# Poisson's ratio

parameter that characterizes the elastic properties of a material: the ratio of transverse strain to axial strain

Poisson's ratio (letter v) is a measure of the contraction that happens when an object is stretched. This contraction is perpendicular to the stretching force. It can also expand as the object is compressed in a perpendicular direction. Figure 1: A cube with sides of length L of an isotropic linearly elastic material subject to tension along the x axis, with a Poisson's ratio of 0.5. The green cube is unstrained, the red is expanded in the x direction by $\Delta L$ due to tension, and contracted in the y and z directions by $\Delta L'$ .

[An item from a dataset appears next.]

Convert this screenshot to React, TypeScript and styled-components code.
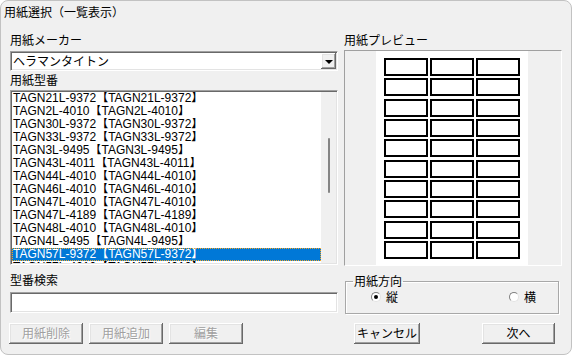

For example, if a block is being stretched as shown in the image to the right, the equation for the poisson's ratio will be:

$\nu =-{\frac {d\varepsilon _{\mathrm {trans} }}{d\varepsilon _{\mathrm {axial} }}}=-{\frac {d\varepsilon _{\mathrm {y} }}{d\varepsilon _{\mathrm {x} }}}=-{\frac {d\varepsilon _{\mathrm {z} }}{d\varepsilon _{\mathrm {x} }}}$ Poisson's ratio ranges from 0.0-0.5 for common materials, though for materials with certain structures, can be as low as -1. A material with a Poisson's ratio close to 0 (like cork) can be stretched a lot in the axial direction without changing much at all in the transverse, where as pulling on a material with a high Poisson's ratio (like rubber) will cause it to become much more narrow. A material with a negative Poisson's ratio will expand in all directions as it is stretched.